(Web page code records)
════
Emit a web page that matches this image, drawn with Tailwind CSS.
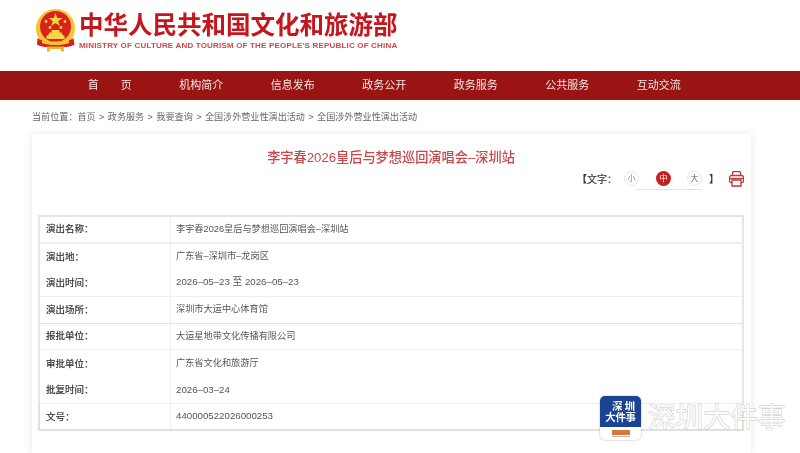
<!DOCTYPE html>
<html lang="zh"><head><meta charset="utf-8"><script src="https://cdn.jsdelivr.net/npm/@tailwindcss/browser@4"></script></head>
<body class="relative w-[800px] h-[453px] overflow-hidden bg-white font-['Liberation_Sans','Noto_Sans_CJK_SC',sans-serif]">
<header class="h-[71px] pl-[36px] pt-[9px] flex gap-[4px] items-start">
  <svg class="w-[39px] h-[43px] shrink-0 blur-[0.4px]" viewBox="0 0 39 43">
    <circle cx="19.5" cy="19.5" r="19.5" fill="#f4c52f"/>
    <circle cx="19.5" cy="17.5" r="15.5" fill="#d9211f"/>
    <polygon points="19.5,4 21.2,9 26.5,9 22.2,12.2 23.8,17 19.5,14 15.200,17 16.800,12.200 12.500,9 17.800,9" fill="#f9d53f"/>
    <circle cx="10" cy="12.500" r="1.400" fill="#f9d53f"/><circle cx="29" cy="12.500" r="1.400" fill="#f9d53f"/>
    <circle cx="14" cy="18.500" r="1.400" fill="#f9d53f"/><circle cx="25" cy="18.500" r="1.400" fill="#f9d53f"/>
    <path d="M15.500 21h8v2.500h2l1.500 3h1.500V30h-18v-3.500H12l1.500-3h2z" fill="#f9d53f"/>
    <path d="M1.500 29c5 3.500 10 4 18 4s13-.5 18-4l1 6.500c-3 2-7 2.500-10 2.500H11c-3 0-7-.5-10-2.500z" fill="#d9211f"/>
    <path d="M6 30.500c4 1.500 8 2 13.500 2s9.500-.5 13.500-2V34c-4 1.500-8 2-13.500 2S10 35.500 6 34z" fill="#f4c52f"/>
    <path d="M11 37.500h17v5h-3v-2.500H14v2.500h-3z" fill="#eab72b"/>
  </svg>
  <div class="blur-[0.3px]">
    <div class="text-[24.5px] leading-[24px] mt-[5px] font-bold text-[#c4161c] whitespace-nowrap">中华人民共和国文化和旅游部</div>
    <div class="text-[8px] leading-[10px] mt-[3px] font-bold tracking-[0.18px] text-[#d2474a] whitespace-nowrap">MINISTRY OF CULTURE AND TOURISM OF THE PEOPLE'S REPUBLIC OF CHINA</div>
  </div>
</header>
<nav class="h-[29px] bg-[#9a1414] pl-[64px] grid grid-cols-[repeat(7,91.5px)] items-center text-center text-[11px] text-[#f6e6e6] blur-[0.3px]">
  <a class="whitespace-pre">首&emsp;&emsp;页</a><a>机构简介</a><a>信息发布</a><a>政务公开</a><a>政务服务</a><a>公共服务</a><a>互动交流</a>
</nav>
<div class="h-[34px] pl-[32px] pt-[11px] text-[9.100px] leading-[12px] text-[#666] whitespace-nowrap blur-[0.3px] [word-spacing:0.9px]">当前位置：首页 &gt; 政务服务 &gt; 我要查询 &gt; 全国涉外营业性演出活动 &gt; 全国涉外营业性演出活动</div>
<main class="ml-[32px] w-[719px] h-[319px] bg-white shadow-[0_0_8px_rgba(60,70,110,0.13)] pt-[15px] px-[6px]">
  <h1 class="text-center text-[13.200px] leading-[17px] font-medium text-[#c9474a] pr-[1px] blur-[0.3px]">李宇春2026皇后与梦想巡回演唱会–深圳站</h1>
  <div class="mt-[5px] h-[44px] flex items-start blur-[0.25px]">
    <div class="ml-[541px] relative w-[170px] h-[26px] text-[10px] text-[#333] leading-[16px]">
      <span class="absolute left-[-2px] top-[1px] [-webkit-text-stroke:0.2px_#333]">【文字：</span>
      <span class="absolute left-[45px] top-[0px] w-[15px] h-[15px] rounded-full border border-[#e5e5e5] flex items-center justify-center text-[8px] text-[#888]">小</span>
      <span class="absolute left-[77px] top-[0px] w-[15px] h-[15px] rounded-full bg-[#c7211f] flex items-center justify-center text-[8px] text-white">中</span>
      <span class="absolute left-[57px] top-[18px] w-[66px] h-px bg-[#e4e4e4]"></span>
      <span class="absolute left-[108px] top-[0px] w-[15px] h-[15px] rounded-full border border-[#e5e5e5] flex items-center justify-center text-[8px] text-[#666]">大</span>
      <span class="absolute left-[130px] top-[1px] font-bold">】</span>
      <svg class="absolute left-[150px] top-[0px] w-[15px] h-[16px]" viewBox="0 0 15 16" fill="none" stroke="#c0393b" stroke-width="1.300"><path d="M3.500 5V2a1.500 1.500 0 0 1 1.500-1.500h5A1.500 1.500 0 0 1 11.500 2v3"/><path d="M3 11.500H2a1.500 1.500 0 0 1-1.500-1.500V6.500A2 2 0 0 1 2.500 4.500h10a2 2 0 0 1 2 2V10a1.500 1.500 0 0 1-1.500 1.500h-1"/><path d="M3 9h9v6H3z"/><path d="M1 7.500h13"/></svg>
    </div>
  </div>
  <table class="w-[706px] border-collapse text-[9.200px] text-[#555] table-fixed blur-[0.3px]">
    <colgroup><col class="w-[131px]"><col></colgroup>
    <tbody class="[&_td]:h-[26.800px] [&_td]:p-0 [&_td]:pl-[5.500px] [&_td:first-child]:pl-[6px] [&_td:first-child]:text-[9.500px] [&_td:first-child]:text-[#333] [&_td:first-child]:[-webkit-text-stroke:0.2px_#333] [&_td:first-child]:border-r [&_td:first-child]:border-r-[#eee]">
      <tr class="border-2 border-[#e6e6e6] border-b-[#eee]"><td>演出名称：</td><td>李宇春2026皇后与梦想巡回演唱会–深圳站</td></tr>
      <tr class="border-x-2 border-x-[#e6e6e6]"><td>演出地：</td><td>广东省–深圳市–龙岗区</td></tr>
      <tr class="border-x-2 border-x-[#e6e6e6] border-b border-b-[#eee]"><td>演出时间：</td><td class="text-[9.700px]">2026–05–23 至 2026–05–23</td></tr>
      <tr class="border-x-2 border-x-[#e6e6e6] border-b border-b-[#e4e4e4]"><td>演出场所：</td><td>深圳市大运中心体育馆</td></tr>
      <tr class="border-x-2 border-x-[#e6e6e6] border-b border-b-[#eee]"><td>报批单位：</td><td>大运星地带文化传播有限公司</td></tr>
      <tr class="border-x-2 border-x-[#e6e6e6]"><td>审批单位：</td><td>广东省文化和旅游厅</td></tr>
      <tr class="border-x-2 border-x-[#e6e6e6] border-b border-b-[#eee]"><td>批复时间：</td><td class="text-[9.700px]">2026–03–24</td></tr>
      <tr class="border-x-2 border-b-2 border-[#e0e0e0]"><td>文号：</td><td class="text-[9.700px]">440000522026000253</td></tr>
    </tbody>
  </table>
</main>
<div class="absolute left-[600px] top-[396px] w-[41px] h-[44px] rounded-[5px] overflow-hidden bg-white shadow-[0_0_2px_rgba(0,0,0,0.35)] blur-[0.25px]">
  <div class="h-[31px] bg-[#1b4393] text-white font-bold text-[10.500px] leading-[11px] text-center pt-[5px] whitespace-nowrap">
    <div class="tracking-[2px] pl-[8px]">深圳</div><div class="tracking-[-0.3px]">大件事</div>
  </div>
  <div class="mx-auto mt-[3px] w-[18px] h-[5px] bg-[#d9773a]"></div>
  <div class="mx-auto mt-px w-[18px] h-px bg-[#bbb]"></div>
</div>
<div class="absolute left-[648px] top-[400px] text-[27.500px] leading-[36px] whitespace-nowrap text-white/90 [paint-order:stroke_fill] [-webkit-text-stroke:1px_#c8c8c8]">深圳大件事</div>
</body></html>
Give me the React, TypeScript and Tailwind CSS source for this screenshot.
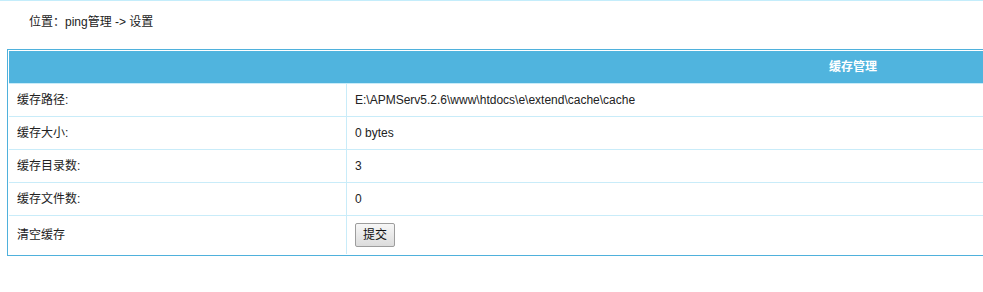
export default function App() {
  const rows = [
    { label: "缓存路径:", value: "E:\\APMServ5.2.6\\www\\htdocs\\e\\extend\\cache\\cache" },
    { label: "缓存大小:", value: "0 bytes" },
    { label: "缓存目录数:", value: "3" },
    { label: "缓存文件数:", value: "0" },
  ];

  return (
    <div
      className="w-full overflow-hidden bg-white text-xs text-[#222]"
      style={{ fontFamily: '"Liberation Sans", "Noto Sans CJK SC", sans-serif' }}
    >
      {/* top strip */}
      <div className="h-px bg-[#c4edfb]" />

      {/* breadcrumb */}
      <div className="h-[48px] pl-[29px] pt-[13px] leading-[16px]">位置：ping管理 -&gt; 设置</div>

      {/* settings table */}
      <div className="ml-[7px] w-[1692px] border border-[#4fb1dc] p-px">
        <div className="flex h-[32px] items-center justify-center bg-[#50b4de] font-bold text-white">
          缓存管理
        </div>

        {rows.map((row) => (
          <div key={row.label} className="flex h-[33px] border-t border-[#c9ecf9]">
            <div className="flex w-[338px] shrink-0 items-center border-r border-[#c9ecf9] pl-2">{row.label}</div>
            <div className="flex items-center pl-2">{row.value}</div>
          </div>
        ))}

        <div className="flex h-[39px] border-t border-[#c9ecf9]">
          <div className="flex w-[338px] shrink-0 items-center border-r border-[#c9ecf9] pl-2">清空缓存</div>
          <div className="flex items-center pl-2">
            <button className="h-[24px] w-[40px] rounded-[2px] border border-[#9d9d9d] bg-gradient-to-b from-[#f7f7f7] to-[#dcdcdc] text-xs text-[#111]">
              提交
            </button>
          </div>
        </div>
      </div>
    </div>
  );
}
════
Filter the listing for the word "this" and copy every line that holds it.

Emit a web page that matches this image, drawn with Tailwind CSS.
Give me the React, TypeScript and Tailwind CSS source for this screenshot.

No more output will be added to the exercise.